▸ **Task**
Every line below that holds the string "this" should be copied out.

Stored data
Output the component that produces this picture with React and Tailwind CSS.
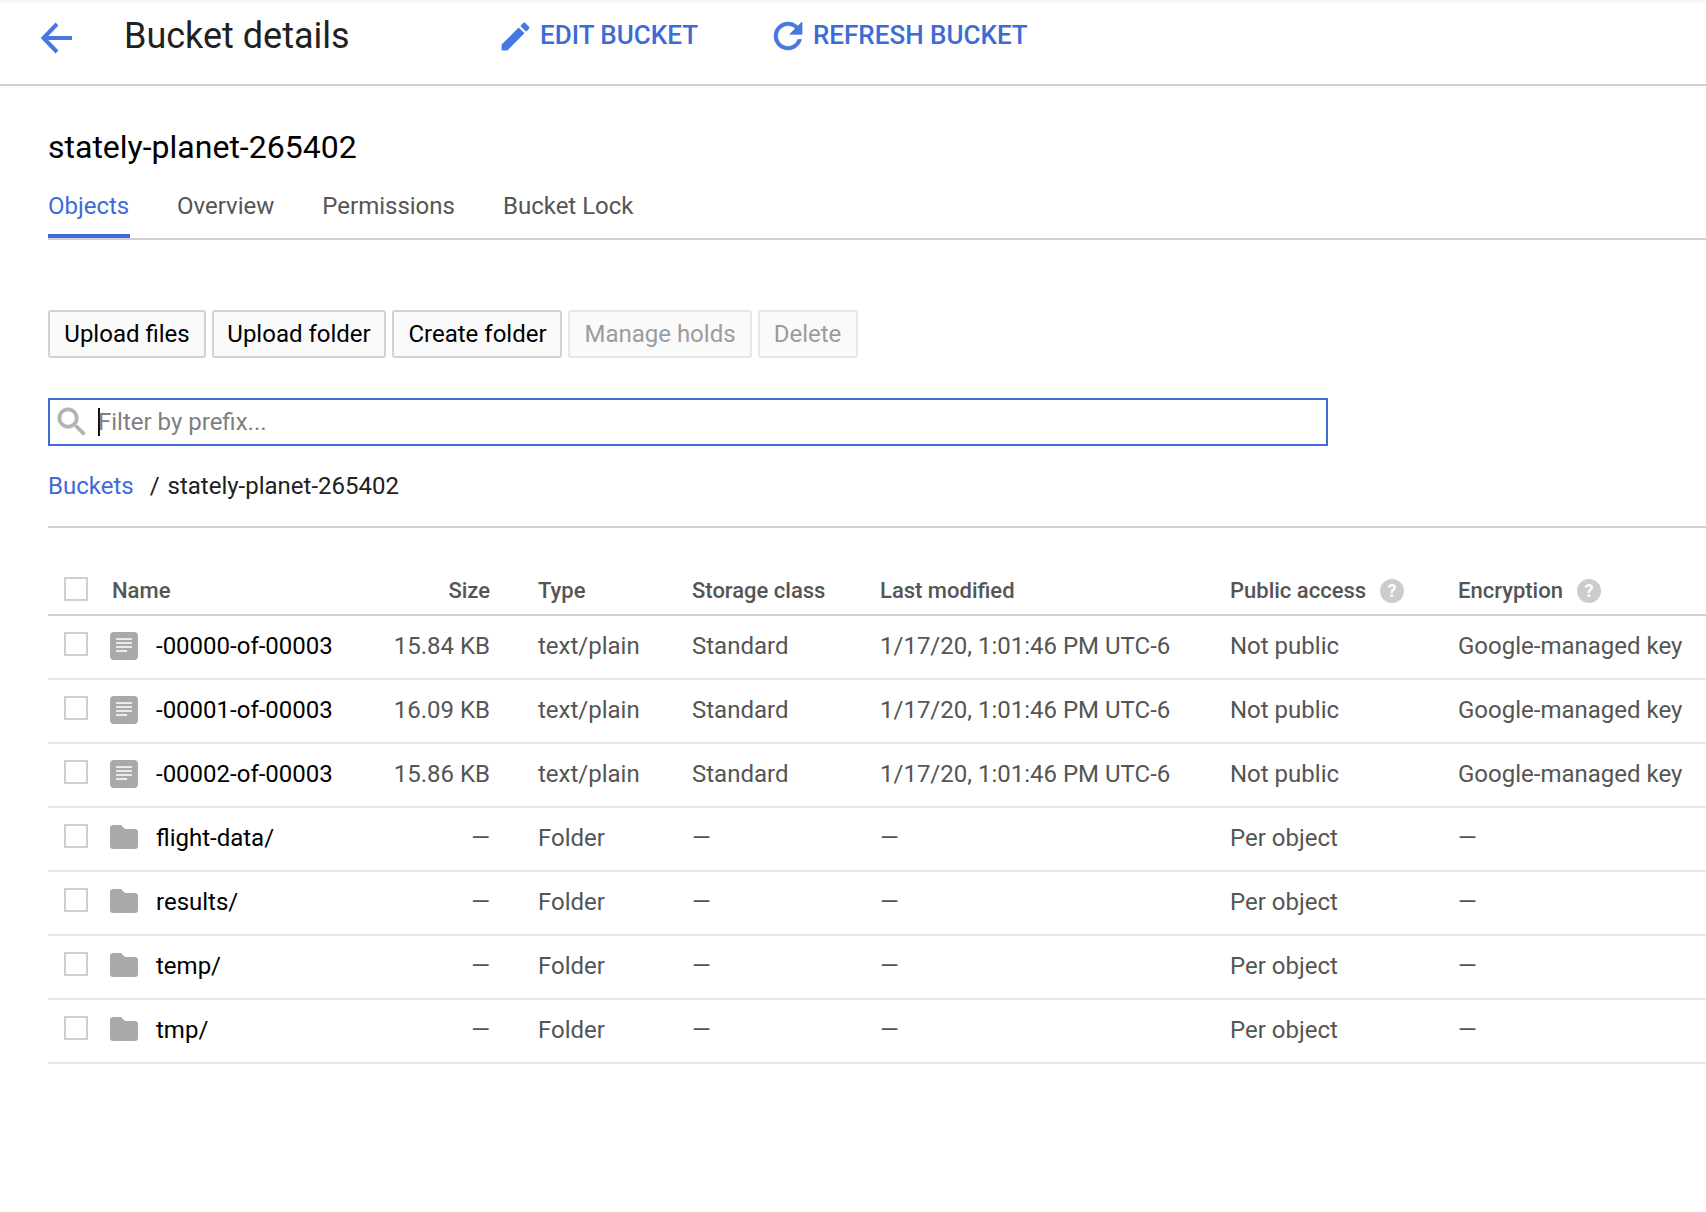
import React from "react";

const Pencil = () => (
  <svg viewBox="0 0 24 24" className="w-[37px] h-[37px] shrink-0" fill="#4678e0">
    <path d="M3 17.25V21h3.75L17.81 9.94l-3.75-3.75L3 17.25zM20.71 7.04a1 1 0 0 0 0-1.41l-2.34-2.34a1 1 0 0 0-1.41 0l-1.83 1.83 3.75 3.75 1.83-1.83z" />
  </svg>
);
const Refresh = () => (
  <svg viewBox="0 0 24 24" className="w-[42px] h-[42px] shrink-0" fill="#4678e0" stroke="#4678e0" strokeWidth="0.4">
    <path d="M17.65 6.35A7.95 7.95 0 0 0 12 4a8 8 0 1 0 7.73 10h-2.08A6 6 0 1 1 12 6c1.66 0 3.14.69 4.22 1.78L13 11h7V4l-2.35 2.35z" />
  </svg>
);
const Back = () => (
  <svg viewBox="0 0 34 34" className="w-[34px] h-[34px] mt-[4px] shrink-0" fill="none" stroke="#4678e0" strokeWidth="4">
    <path d="M32 17H4M17 3 3.5 17 17 31" />
  </svg>
);
const Search = () => (
  <svg viewBox="0 0 24 24" className="w-[38px] h-[38px] shrink-0" fill="#b2b2b2" stroke="#b2b2b2" strokeWidth="0.4">
    <path d="M15.5 14h-.79l-.28-.27A6.47 6.47 0 0 0 16 9.5 6.5 6.5 0 1 0 9.5 16c1.61 0 3.09-.59 4.23-1.57l.27.28v.79l5 4.99L20.49 19l-4.99-5zm-6 0A4.5 4.5 0 1 1 14 9.5 4.49 4.49 0 0 1 9.5 14z" />
  </svg>
);
const FileIcon = () => (
  <svg viewBox="0 0 28 28" className="w-[28px] h-[28px] block">
    <rect width="28" height="28" rx="4" fill="#a9a9a9" />
    <path d="M6 7h16M6 11h16M6 15h16M6 19h11" stroke="#fff" strokeWidth="1.5" />
  </svg>
);
const FolderIcon = () => (
  <svg viewBox="0 0 28 24" className="w-[28px] h-[24px] block -mt-[2px]">
    <path d="M3 0h8l4 4h10a3 3 0 0 1 3 3v14a3 3 0 0 1-3 3H3a3 3 0 0 1-3-3V3a3 3 0 0 1 3-3z" fill="#a9a9a9" />
  </svg>
);
const Help = () => (
  <span className="ml-[14px] w-[24px] h-[24px] rounded-full bg-[#cccccc] text-white text-[18px] font-bold leading-[24px] text-center inline-block">?</span>
);
const Check = () => <span className="block w-[24px] h-[24px] border-2 border-[#d0d0d0] bg-white" />;

const cols = "grid grid-cols-[62px_260px_120px_202px_188px_350px_228px_1fr]";

const files = [
  ["-00000-of-00003", "15.84 KB"],
  ["-00001-of-00003", "16.09 KB"],
  ["-00002-of-00003", "15.86 KB"],
];
const folders = ["flight-data/", "results/", "temp/", "tmp/"];

const Btn = ({ children, off, w }) => (
  <button
    className={`${w} h-[48px] border-2 rounded-[3px] bg-[#fafafa] ${off ? "border-[#e6e6e6] text-[#9c9c9c]" : "border-[#d2d2d2] text-black"}`}
  >
    {children}
  </button>
);

const Row = ({ icon, name, size, type, cls, mod, access, enc }) => (
  <div className={`${cols} h-[64px] pb-[2px] items-center border-b-2 border-[#e8e8e8] text-[#555]`}>
    <div className="pl-[16px] -mt-[4px]"><Check /></div>
    <div className="flex items-center text-black">
      <span className="w-[28px] flex justify-center">{icon}</span>
      <span className="ml-[18px]">{name}</span>
    </div>
    <div className="text-right">{size}</div>
    <div className="pl-[48px]">{type}</div>
    <div>{cls}</div>
    <div>{mod}</div>
    <div>{access}</div>
    <div className="whitespace-nowrap">{enc}</div>
  </div>
);

export default function App() {
  return (
    <div className="w-[1706px] h-[1212px] overflow-hidden bg-white font-['Roboto',sans-serif] text-[24px] text-black">
      <header className="h-[86px] flex items-center border-t-[3px] border-t-[#f8f8f8] border-b-2 border-b-[#d0d0d0] pl-[40px] pb-[15px]">
        <Back />
        <h1 className="ml-[50px] w-[373px] text-[36px] text-[#212121] leading-none">Bucket details</h1>
        <div className="flex items-center text-[#3d6bd6] font-medium text-[26px]">
          <Pencil />
          <span className="ml-[6px] -mt-[2px]">EDIT BUCKET</span>
        </div>
        <div className="flex items-center ml-[69px] text-[#3d6bd6] font-medium text-[26px]">
          <Refresh />
          <span className="ml-[4px] -mt-[2px]">REFRESH BUCKET</span>
        </div>
      </header>

      <main className="pl-[48px]">
        <h2 className="mt-[41px] text-[32px] leading-[40px]">stately-planet-265402</h2>

        <nav className="mt-[17px] h-[56px] flex gap-[48px] border-b-2 border-[#d0d0d0] text-[#555]">
          <span className="h-[54px] leading-[44px] border-b-4 border-[#3f6ad8] text-[#3f6ad8] w-[82px]">Objects</span>
          <span className="leading-[44px] -ml-[1px]">Overview</span>
          <span className="leading-[44px]">Permissions</span>
          <span className="leading-[44px]">Bucket Lock</span>
        </nav>

        <div className="mt-[70px] flex gap-[6px]">
          <Btn w="w-[158px]">Upload files</Btn>
          <Btn w="w-[174px]">Upload folder</Btn>
          <Btn w="w-[170px] pl-[1px]">Create folder</Btn>
          <Btn off w="w-[184px]">Manage holds</Btn>
          <Btn off w="w-[100px] pr-[1px]">Delete</Btn>
        </div>

        <div className="mt-[40px] w-[1280px] h-[48px] border-2 border-[#3f6ad8] flex items-center pl-[3px]">
          <Search />
          <span className="ml-[7px] h-[28px] w-[2px] bg-[#111]" />
          <span className="text-[#808080] -ml-[2px]">Filter by prefix...</span>
        </div>

        <div className="mt-[24px] h-[32px] leading-[32px] text-[#212121]">
          <span className="text-[#3f6ad8]">Buckets</span>
          <span className="ml-[16px]">/</span>
          <span className="ml-[8px]">stately-planet-265402</span>
        </div>

        <div className="mt-[24px] border-t-2 border-[#d0d0d0]" />

        <div className={`${cols} mt-[46px] h-[42px] pb-[8px] items-center border-b-2 border-[#d0d0d0] text-[#555] font-medium text-[22px]`}>
          <div className="pl-[16px] -mt-[4px]"><Check /></div>
          <div className="pl-[2px]">Name</div>
          <div className="text-right">Size</div>
          <div className="pl-[48px]">Type</div>
          <div>Storage class</div>
          <div>Last modified</div>
          <div className="flex items-center">Public access<Help /></div>
          <div className="flex items-center">Encryption<Help /></div>
        </div>

        {files.map(([n, s]) => (
          <Row key={n} icon={<FileIcon />} name={n} size={s} type="text/plain" cls="Standard" mod="1/17/20, 1:01:46 PM UTC-6" access="Not public" enc="Google-managed key" />
        ))}
        {folders.map((n) => (
          <Row key={n} icon={<FolderIcon />} name={n} size="—" type="Folder" cls="—" mod="—" access="Per object" enc="—" />
        ))}
      </main>
    </div>
  );
}
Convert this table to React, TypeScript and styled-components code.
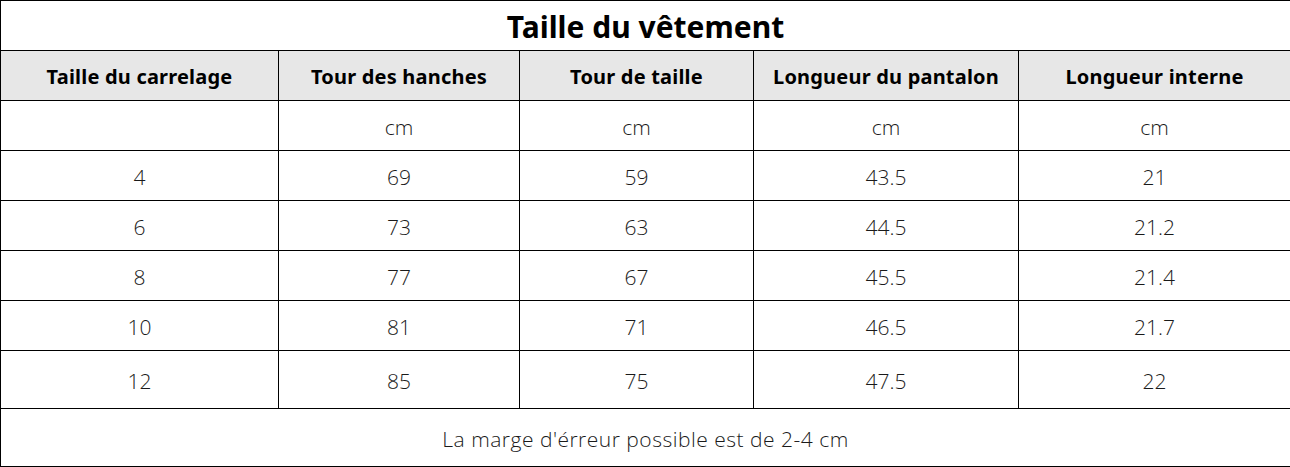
import React from "react";
import styled, { createGlobalStyle } from "styled-components";

const GlobalStyle = createGlobalStyle`
  html, body {
    margin: 0;
    padding: 0;
    background: #fff;
  }
`;

const columns = [
  { label: "Taille du carrelage", width: 278 },
  { label: "Tour des hanches", width: 241 },
  { label: "Tour de taille", width: 234 },
  { label: "Longueur du pantalon", width: 265 },
  { label: "Longueur interne", width: 272 },
];

const rows = [
  ["4", "69", "59", "43.5", "21"],
  ["6", "73", "63", "44.5", "21.2"],
  ["8", "77", "67", "45.5", "21.4"],
  ["10", "81", "71", "46.5", "21.7"],
  ["12", "85", "75", "47.5", "22"],
];

const Table = styled.table`
  width: 1290px;
  border-collapse: collapse;
  table-layout: fixed;
  font-family: "Open Sans", "Noto Sans", "Noto Sans CJK SC", sans-serif;
  color: #111;
`;

// content-box height: row pitch = height + 1px border + top padding
const Cell = styled.td<{ $h?: number }>`
  border: 1px solid #000;
  height: ${(p) => (p.$h ?? 50) - 4}px;
  padding: 3px 0 0;
  text-align: center;
  vertical-align: middle;
  font-size: 21px;
  font-weight: 300;
  color: #1a1a1a;
  line-height: 1;
`;

const TitleCell = styled(Cell)`
  font-family: "Noto Sans", sans-serif;
  font-size: 30px;
  font-weight: 700;
  color: #000;
`;

const HeadCell = styled(Cell)`
  font-family: "Noto Sans", sans-serif;
  background: #e7e7e7;
  font-weight: 700;
  color: #000;
  font-size: 20px;
  letter-spacing: 0.2px;
`;

const NoteCell = styled(Cell)`
  letter-spacing: 0.5px;
`;

export default function App() {
  return (
    <>
      <GlobalStyle />
      <Table>
        <colgroup>
          {columns.map((c) => (
            <col key={c.label} style={{ width: c.width }} />
          ))}
        </colgroup>
        <tbody>
          <tr>
            <TitleCell as="th" colSpan={5}>
              Taille du vêtement
            </TitleCell>
          </tr>
          <tr>
            {columns.map((c) => (
              <HeadCell as="th" key={c.label}>
                {c.label}
              </HeadCell>
            ))}
          </tr>
          <tr>
            <Cell />
            {columns.slice(1).map((c) => (
              <Cell key={c.label}>cm</Cell>
            ))}
          </tr>
          {rows.map((r, i) => (
            <tr key={r[0]}>
              {r.map((v, j) => (
                <Cell key={j} $h={i === rows.length - 1 ? 58 : 50}>
                  {v}
                </Cell>
              ))}
            </tr>
          ))}
          <tr>
            <NoteCell colSpan={5} $h={58}>
              La marge d'érreur possible est de 2-4 cm
            </NoteCell>
          </tr>
        </tbody>
      </Table>
    </>
  );
}
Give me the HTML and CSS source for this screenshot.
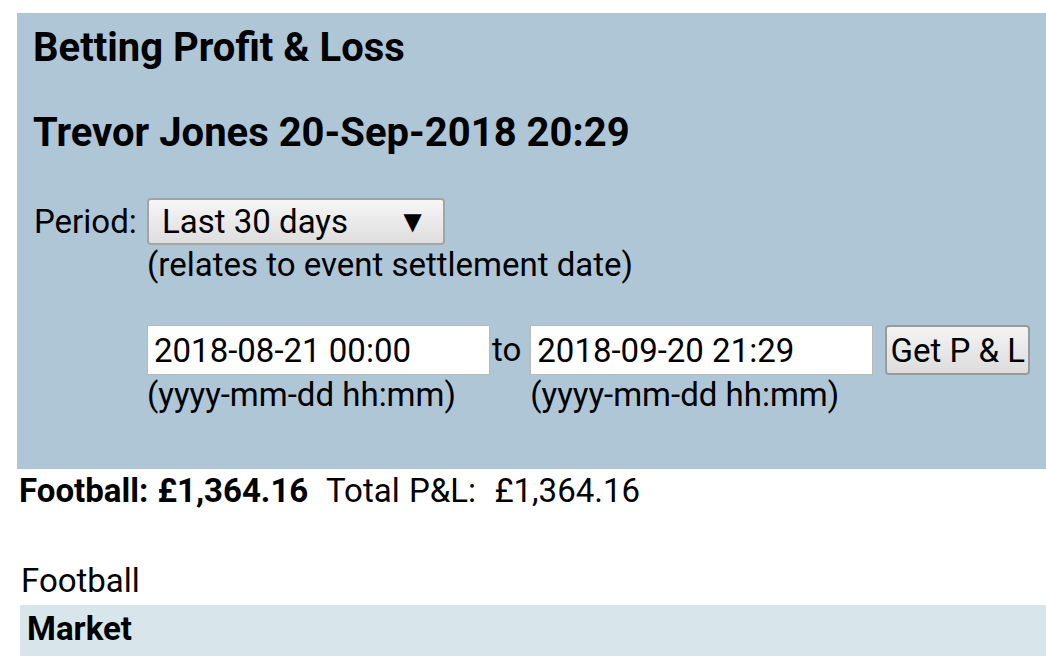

▸ **Output of the exercise**
Output the component that produces this picture with React and Tailwind CSS.
Convert this table to React, TypeScript and styled-components code.
Give me the HTML and CSS source for this screenshot.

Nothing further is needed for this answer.